-- begin --

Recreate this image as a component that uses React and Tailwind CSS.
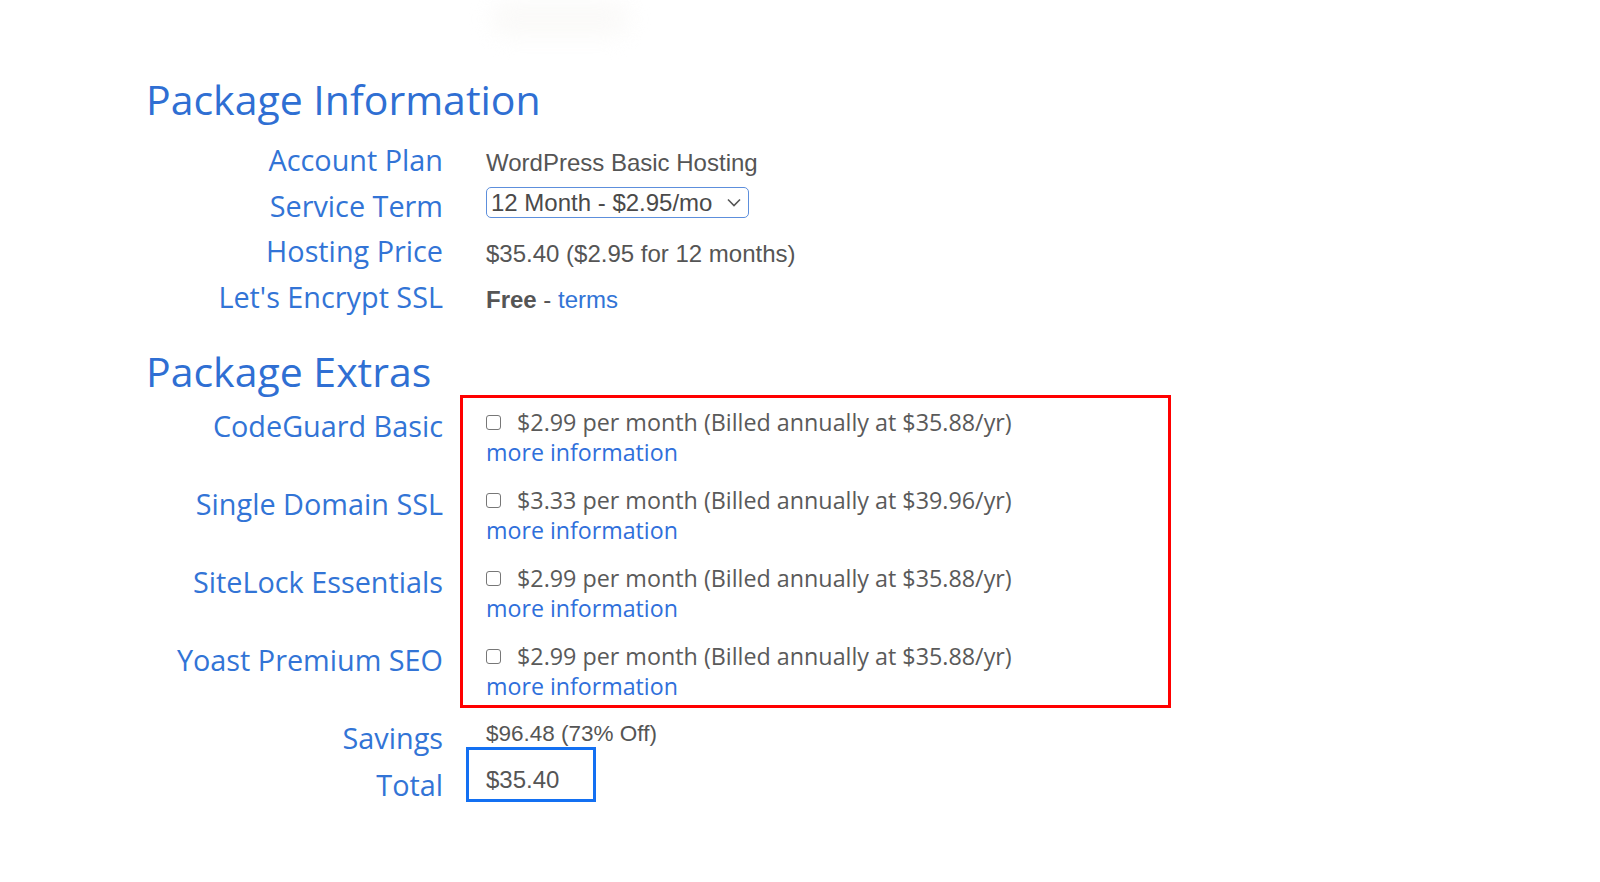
import React from "react";

const labelCls = "text-right text-[#3274d6] text-[28.8px] leading-[36px]";
const valueFont = { fontFamily: '"Liberation Sans", Arial, sans-serif' };

const infoRows = [
    { label: "Account Plan", value: "WordPress Basic Hosting" },
    { label: "Service Term", value: "select" },
    { label: "Hosting Price", value: "$35.40 ($2.95 for 12 months)" },
    { label: "Let's Encrypt SSL", value: "ssl" },
];

const extras = [
    { label: "CodeGuard Basic", price: "$2.99 per month (Billed annually at $35.88/yr)" },
    { label: "Single Domain SSL", price: "$3.33 per month (Billed annually at $39.96/yr)" },
    { label: "SiteLock Essentials", price: "$2.99 per month (Billed annually at $35.88/yr)" },
    { label: "Yoast Premium SEO", price: "$2.99 per month (Billed annually at $35.88/yr)" },
];

function TermSelect() {
    return (
        <div
            className="mt-[4px] flex h-[31px] w-[263px] items-center justify-between rounded-[5px] border border-[#5d8fdc] pl-[4px] pr-[7px] text-[24px] text-[#4a4a4a]"
            style={valueFont}
        >
            <span className="leading-[29px]">12 Month - $2.95/mo</span>
            <svg width="14" height="9" viewBox="0 0 14 9" fill="none">
                <path d="M1 1.5 L7 7.5 L13 1.5" stroke="#555" strokeWidth="1.6" />
            </svg>
        </div>
    );
}

function InfoValue({ value }) {
    if (value === "select") return <TermSelect />;
    if (value === "ssl") {
        return (
            <span className="text-[24px] text-[#555]" style={valueFont}>
                <span className="font-bold">Free</span> - <span className="text-[#3274d6]">terms</span>
            </span>
        );
    }
    return (
        <span className="text-[24px] text-[#555]" style={valueFont}>
            {value}
        </span>
    );
}

export default function App() {
    return (
        <div
            className="min-h-[882px] w-[1600px] bg-white"
            style={{ fontFamily: '"Open Sans", "Noto Sans", sans-serif' }}
        >
            {/* faded image fragment cut off at the top */}
            <div className="h-[75px] pl-[490px]">
                <div className="h-[38px] w-[140px] rounded-full bg-[#f8f7f5] opacity-60 blur-[10px]" />
            </div>

            <div className="pl-[146px]">
                <h2 className="text-[41px] leading-[48px] text-[#2f6fd3]">Package Information</h2>

                <div className="mt-[14px] flex flex-col">
                    {infoRows.map((row) => (
                        <div
                            key={row.label}
                            className={`flex h-[45.5px] gap-[43px] ${row.value === "select" ? "items-start" : "items-baseline"}`}
                        >
                            <div className={`w-[297px] shrink-0 ${labelCls} leading-[45px]`}>{row.label}</div>
                            <InfoValue value={row.value} />
                        </div>
                    ))}
                </div>

                <h2 className="mt-[29px] text-[41px] leading-[47px] text-[#2f6fd3]">Package Extras</h2>

                <div className="flex items-start">
                    <div className="w-[297px] shrink-0 pt-[13px]">
                        {extras.map((e) => (
                            <div key={e.label} className={`h-[78px] ${labelCls}`}>
                                {e.label}
                            </div>
                        ))}
                    </div>

                    <div className="ml-[17px] w-[711px] border-[3px] border-[#ff0000] pb-[4px] pl-[23px] pt-[9px]">
                        {extras.map((e, i) => (
                            <div key={i} className={i < extras.length - 1 ? "h-[78px]" : ""}>
                                <div className="flex items-center gap-[16px] text-[23.3px] leading-[30px] text-[#5a5a5a]">
                                    <span className="h-[15px] w-[15px] shrink-0 rounded-[3px] border-[1.5px] border-[#777] bg-white" />
                                    <span>{e.price}</span>
                                </div>
                                <div className="text-[23.2px] leading-[30px] text-[#2f6fdb]">more information</div>
                            </div>
                        ))}
                    </div>
                </div>

                <div className="flex h-[27px] items-start gap-[43px]">
                    <div className={`w-[297px] shrink-0 ${labelCls}`}>Savings</div>
                    <span className="text-[22.5px] leading-[27px] text-[#555]" style={valueFont}>
                        $96.48 (73% Off)
                    </span>
                </div>

                <div className="flex items-start">
                    <div className={`mt-[20px] w-[297px] shrink-0 ${labelCls}`}>Total</div>
                    <div
                        className="ml-[23px] h-[55px] w-[130px] border-[3px] border-[#1370f2] pl-[17px] pt-[15px] text-[24px] leading-[29px] text-[#555]"
                        style={valueFont}
                    >
                        $35.40
                    </div>
                </div>
            </div>
        </div>
    );
}
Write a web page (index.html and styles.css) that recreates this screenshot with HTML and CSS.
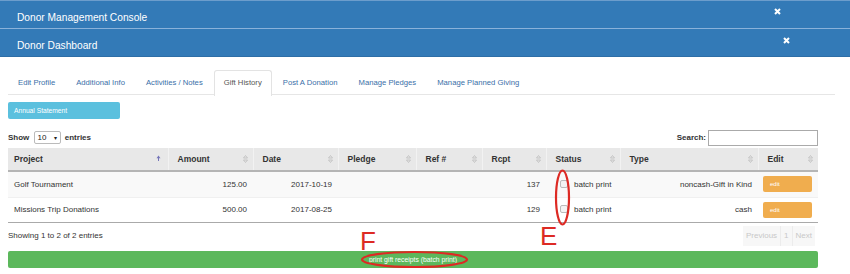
FILE: index.html
```
<!DOCTYPE html>
<html>
<head>
    <meta http-equiv="Content-Type" content="text/html; charset=utf-8">
    <title>Donor Dashboard</title>
    <link rel="stylesheet" href="styles.css">
</head>
<body>
<!-- 顶部标题栏 -->
<div class="bar bar-top">
    <span class="bar-title">Donor Management Console</span>
    <svg class="close" width="7" height="7" viewBox="0 0 7 7"><path d="M1 1L6 6M6 1L1 6" stroke="#fff" stroke-width="2"/></svg>
</div>
<div class="bar bar-sub">
    <span class="bar-title">Donor Dashboard</span>
    <svg class="close" width="7" height="7" viewBox="0 0 7 7"><path d="M1 1L6 6M6 1L1 6" stroke="#fff" stroke-width="2"/></svg>
</div>

<div class="content">
    <!-- tabs -->
    <ul class="tabs">
        <li>Edit Profile</li>
        <li>Additional Info</li>
        <li>Activities / Notes</li>
        <li class="active">Gift History</li>
        <li>Post A Donation</li>
        <li>Manage Pledges</li>
        <li>Manage Planned Giving</li>
    </ul>

    <div class="btn-info">Annual Statement</div>

    <div class="table-wrap">
        <div class="tools">
            <label class="len">Show <span class="select">10 <i>&#9662;</i></span> entries</label>
            <label class="search">Search: <span class="input"></span></label>
        </div>

        <table class="grid">
            <thead>
            <tr>
                <th class="c-project sorted">Project</th>
                <th class="c-amount">Amount</th>
                <th class="c-date">Date</th>
                <th class="c-pledge">Pledge</th>
                <th class="c-ref">Ref #</th>
                <th class="c-rcpt">Rcpt</th>
                <th class="c-status">Status</th>
                <th class="c-type">Type</th>
                <th class="c-edit">Edit</th>
            </tr>
            </thead>
            <tbody>
            <tr class="odd">
                <td>Golf Tournament</td>
                <td class="r">125.00</td>
                <td class="r">2017-10-19</td>
                <td></td>
                <td></td>
                <td class="r">137</td>
                <td><span class="chk"></span>batch print</td>
                <td class="r">noncash-Gift in Kind</td>
                <td><span class="btn-edit">edit</span></td>
            </tr>
            <tr>
                <td>Missions Trip Donations</td>
                <td class="r">500.00</td>
                <td class="r">2017-08-25</td>
                <td></td>
                <td></td>
                <td class="r">129</td>
                <td><span class="chk"></span>batch print</td>
                <td class="r">cash</td>
                <td><span class="btn-edit">edit</span></td>
            </tr>
            </tbody>
        </table>

        <div class="foot">
            <span>Showing 1 to 2 of 2 entries</span>
            <div class="pager">
                <span>Previous</span><span>1</span><span>Next</span>
            </div>
        </div>

        <div class="btn-print">print gift receipts (batch print)</div>
    </div>
</div>

<!-- 标注 E / F -->
<svg class="marks" width="850" height="274" viewBox="0 0 850 274">
    <ellipse cx="562.5" cy="197.5" rx="6.5" ry="27" fill="none" stroke="#dd2a24" stroke-width="2.2"/>
    <ellipse cx="414.5" cy="259.5" rx="52.5" ry="7.5" fill="none" stroke="#dd2a24" stroke-width="2.2"/>
    <text x="540" y="245" class="mark-letter">E</text>
    <text x="360" y="250" class="mark-letter">F</text>
</svg>
</body>
</html>
```

FILE: styles.css
```
body {
    margin: 0;
    font-family: "Liberation Sans", Arial, sans-serif;
    font-size: 8px;
    color: #333;
    background: #fff;
    position: relative;
    width: 850px;
    height: 274px;
    overflow: hidden;
}

/* 标题栏 */
.bar {
    display: flex;
    align-items: center;
    justify-content: space-between;
    height: 27px;
    padding-left: 17px;
    background: #337ab7;
    color: #fff;
    font-size: 10.2px;
}
.bar-top {
    border-top: 1px solid #6c9dcc;
    padding-right: 69px;
}
.bar-top .close {
    margin-top: -6px;
}
.bar-sub {
    border-top: 1px solid #8ab2da;
    border-bottom: 1px solid #2e6ea6;
    padding-right: 60px;
}
.bar-sub .close {
    margin-top: -5px;
}
.bar-title {
    margin-top: 5px;
}

.content {
    padding: 13px 15px 0 8px;
}

/* tabs */
.tabs {
    display: flex;
    margin: 0;
    padding: 0;
    list-style: none;
    border-bottom: 1px solid #e6e6e6;
    height: 24px;
    font-size: 7.7px;
}
.tabs li {
    padding: 0 9px;
    margin-right: 1px;
    line-height: 24px;
    color: #3a6fa8;
    border: 1px solid transparent;
    border-bottom: none;
    border-radius: 3px 3px 0 0;
}
.tabs li.active {
    color: #555;
    border-color: #e3e3e3;
    background: #fff;
    height: 25px;
}

.btn-info {
    width: 106px;
    height: 17px;
    line-height: 17px;
    padding-left: 6px;
    margin-top: 7px;
    background: #5bc0de;
    border-radius: 2px;
    color: #fff;
    font-size: 6.7px;
}

.table-wrap {
    width: 810px;
}

.tools {
    display: flex;
    justify-content: space-between;
    align-items: center;
    height: 17px;
    margin-top: 10px;
    font-weight: bold;
}
.select {
    display: inline-flex;
    align-items: center;
    justify-content: space-between;
    width: 19px;
    height: 11px;
    padding: 0 3px;
    margin: 0 2px;
    border: 1px solid #bbb;
    border-radius: 2px;
    font-weight: normal;
    color: #222;
}
.select i {
    font-style: normal;
    font-size: 6px;
}
.search {
    display: flex;
    align-items: center;
}
.input {
    display: inline-block;
    width: 108px;
    height: 14px;
    margin-left: 2px;
    border: 1px solid #aaa;
}

/* 表格 */
.grid {
    width: 810px;
    margin-top: 2px;
    border-collapse: collapse;
    table-layout: fixed;
}
.grid th {
    box-sizing: border-box;
    height: 23px;
    padding: 0 0 0 9px;
    text-align: left;
    font-size: 8.5px;
    background: #e8e8e8 url("data:image/svg+xml,%3Csvg xmlns='http://www.w3.org/2000/svg' width='5' height='8'%3E%3Cpath d='M2.5 0.5L4.5 3H0.5Z M2.5 7.5L4.5 5H0.5Z' fill='none' stroke='%23bdbdbd' stroke-width='0.8'/%3E%3C/svg%3E") no-repeat right 5px center;
    border-left: 1px solid #f2f2f2;
    border-bottom: 2px solid #b5b5b5;
}
.grid th:first-child {
    padding-left: 6px;
    border-left: none;
}
.grid th.sorted {
    background-image: url("data:image/svg+xml,%3Csvg xmlns='http://www.w3.org/2000/svg' width='5' height='8'%3E%3Cpath d='M2.5 0.5L4.5 3.2H0.5Z' fill='%237575b8'/%3E%3Cpath d='M2.5 3V6' stroke='%237575b8' stroke-width='1'/%3E%3C/svg%3E");
    background-position: right 7px center;
}
.c-project { width: 160px; }
.c-amount { width: 85px; }
.c-date { width: 85px; }
.c-pledge { width: 78px; }
.c-ref { width: 66px; }
.c-rcpt { width: 64px; }
.c-status { width: 74px; }
.c-type { width: 138px; }
.c-edit { width: 60px; }

.grid td {
    box-sizing: border-box;
    height: 25px;
    padding: 0 6px;
    border-top: 1px solid #f0f0f0;
    white-space: nowrap;
}
.grid td.r {
    text-align: right;
}
.grid tr.odd td {
    background: #f9f9f9;
    height: 26px;
}
.grid tbody tr:last-child td {
    border-bottom: 1px solid #aaa;
}
.chk {
    display: inline-block;
    width: 6px;
    height: 6px;
    margin: 0 6px 0 8px;
    border: 1px solid #bbb;
    border-radius: 2px;
    background: #f3f3f3;
    vertical-align: -1px;
}
.btn-edit {
    display: block;
    width: 42px;
    height: 16px;
    line-height: 16px;
    padding-left: 7px;
    margin-left: -1px;
    background: #f0ad4e;
    border-radius: 2px;
    color: #fff;
    font-size: 6px;
}

.foot {
    display: flex;
    justify-content: space-between;
    align-items: center;
    height: 20px;
    margin-top: 3px;
}
.pager {
    display: flex;
    height: 20px;
    background: #f7f7f7;
    color: #c8c8c8;
    margin-right: 3px;
}
.pager span {
    line-height: 20px;
    padding: 0 3px;
    border-left: 1px solid #ececec;
}
.pager span:first-child {
    border-left: none;
    padding-left: 3px;
}

.btn-print {
    height: 17px;
    line-height: 17px;
    margin-top: 5px;
    background: #5cb85c;
    border-radius: 2px;
    color: #fff;
    text-align: center;
    font-size: 6.8px;
}

/* 标注层 */
.marks {
    position: absolute;
    left: 0;
    top: 0;
    pointer-events: none;
}
.mark-letter {
    font-family: "Liberation Sans", Arial, sans-serif;
    font-size: 26px;
    fill: #dd2a24;
}
```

-- end --

DESCRIPTION OF THE TASK - Where a line holds "styles", copy that line.

RESPONSE FOR THIS EXERCISE -
Write a web page (index.html and styles.css) that recreates this screenshot with HTML and CSS.
    <link rel="stylesheet" href="styles.css">
FILE: styles.css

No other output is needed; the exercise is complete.